Monday, June 30, 2014

Of Questing

    To open up this book, Foster has chosen a topic we see often and in many forms throughout literature: questing. Or, rather, a brief study of the true nature of questing, for the hero never aqcuires the "stated" object of their desire. The more important Holy Grail is discovery of the self.
     While I read about heroic quests all the time, I'm not sure if I was ever aware of this neat secret before now. I must have been on some level because the idea didn't surprise me at all. It makes plenty of sense: Frodo's quest for Mount Doom is also the search for personal deliverance from the evil of the One Ring, just as it is the search for all of  Middle Earth's deliverance. Another observation I had was that the journey awakens an inherent nobility and gritty heroism in the outwardly quaint and introverted hobbit. It becomes more apparent than ever how much Frodo belongs with the elves in their own, separate search for peace after the Ring is destroyed, so much so that he joins them across the western sea even though he's found a very happy little life once again in the Shire. So, while the Heroic Quest initially seems to permenately damage Frodo, marking him with an inexplicable yet ever-present state of depression that drives him away from domestic bliss with Sam in the Shire, I would also argue that it brought out amazing qualities in him one wouldn't expect to find: unstoppable inner strength, determination, wisdom, courage, ect. The Quest brought forth his true self.
     This makes the Quest that much more important, I think. After all, who really wants to read about a Quest that's only about a holy chalice or golden fleece or some small, rocky island you once called home? Although these objects may be of varying importance, what the journey brings out of the character is far more interesting and important. Characters are our little literary spies, working from the inside, keeping us in the know at all times. Naturally, we get to know them pretty well, sometimes even the entire geography of their souls. That's why I've come to believe in the significance of their inner-quests.
     Another inner-quest book I've read that I'm a little more reluctant to admit to reading (and enjoying completely ironically) is The Vampire Lestat by Anne Rice.
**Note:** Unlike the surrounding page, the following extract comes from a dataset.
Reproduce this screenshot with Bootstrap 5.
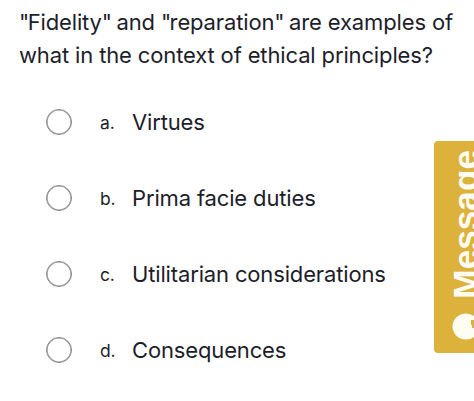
<!DOCTYPE html>
<html lang="en">
<head>
<meta charset="utf-8">
<meta name="viewport" content="width=device-width, initial-scale=1">
<title>Question</title>
<link href="https://cdn.jsdelivr.net/npm/bootstrap@5.3.0/dist/css/bootstrap.min.css" rel="stylesheet">
<style>
body { font-family: Inter, "Liberation Sans", sans-serif; color: #1d1d2b; background: #fff; }
.quiz { height: 401px; padding: 6px 0 0 19px; }
.question { font-size: 22px; line-height: 33px; letter-spacing: -.14px; white-space: nowrap; margin-bottom: 12px; }
.q-text { display: block; width: max-content; }
.quote { letter-spacing: -1.6px; }
.answer { height: 76px; padding-left: 27px; font-size: 22px; line-height: 32px; letter-spacing: -.15px; }
.answer .form-check-input { width: 26px; height: 26px; border: 1px solid #858585; box-shadow: inset 0 0 0 .6px #909090; margin: 0 28px 0 0; flex: none; }
.letter { width: 32px; font-size: 17.5px; padding-top: 1px; flex: none; }
.answer-label { padding-bottom: 1px; white-space: nowrap; }
.message-tab { left: 434px; top: 141px; width: 60px; height: 212px; background: #dcb23c; border-radius: 4px; }
.message-text { left: 12px; top: 9px; writing-mode: vertical-rl; transform: rotate(180deg); font: bold 35.2px/40px "Liberation Sans", sans-serif; color: #fffdf2; }
.bubble { left: 18px; top: 172px; }
</style>
<script src="https://cdn.jsdelivr.net/npm/bootstrap@5.3.0/dist/js/bootstrap.bundle.min.js"></script>
</head>
<body class="overflow-hidden">
<main class="quiz position-relative overflow-hidden">
  <div class="question"><span class="q-text"><span class="quote">"</span>Fidelity<span class="quote">"</span> and <span class="quote">"</span>reparation<span class="quote">"</span> are examples of</span><span class="q-text">what in the context of ethical principles?</span></div>
  <form>
    <div class="answer d-flex align-items-center"><input class="form-check-input" type="radio" name="answer" id="a"><span class="letter">a.</span><label class="answer-label" for="a">Virtues</label></div>
    <div class="answer d-flex align-items-center"><input class="form-check-input" type="radio" name="answer" id="b"><span class="letter">b.</span><label class="answer-label" for="b">Prima facie duties</label></div>
    <div class="answer d-flex align-items-center"><input class="form-check-input" type="radio" name="answer" id="c"><span class="letter">c.</span><label class="answer-label" for="c">Utilitarian considerations</label></div>
    <div class="answer d-flex align-items-center"><input class="form-check-input" type="radio" name="answer" id="d"><span class="letter">d.</span><label class="answer-label" for="d">Consequences</label></div>
  </form>
  <div class="message-tab position-absolute">
    <span class="message-text position-absolute">Message</span>
    <svg class="bubble position-absolute" width="32" height="28" viewBox="0 0 32 28"><ellipse cx="14" cy="13.5" rx="13.5" ry="13" fill="#fffdf2"/><path d="M19 7v5h1v3h9V7z" fill="#dcb23c"/></svg>
  </div>
</main>
</body>
</html>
Our hero this time is, not surprisingly, a vampire named Lestat. He's a character the world first encountered as the rather pathetic villain of Interview with the Vampire (which revitalized the vampire genre for better or for worse back in the 70's) but now claims to be a fabulous, swashbuckling hero who spends immortality traveling the world and searching for the origin of vampirism and the meaning of his new life. Unfortunately, even though he does discover what started it all, he leaves his holy grail empty--his immortality still has no meaning, and as humanity goes on, the literal evil of vampirism also loses its place in the world. And so, Lestat becomes more and more self-indulgent, reckless, and vain, rather like a teenager who feels like all the world's a not particularly funny stage, a transition I'm still struggling with myself. This of course begs the question of what I will find at the end of my inner-quest. Personally, I'm hoping for secret superpowers.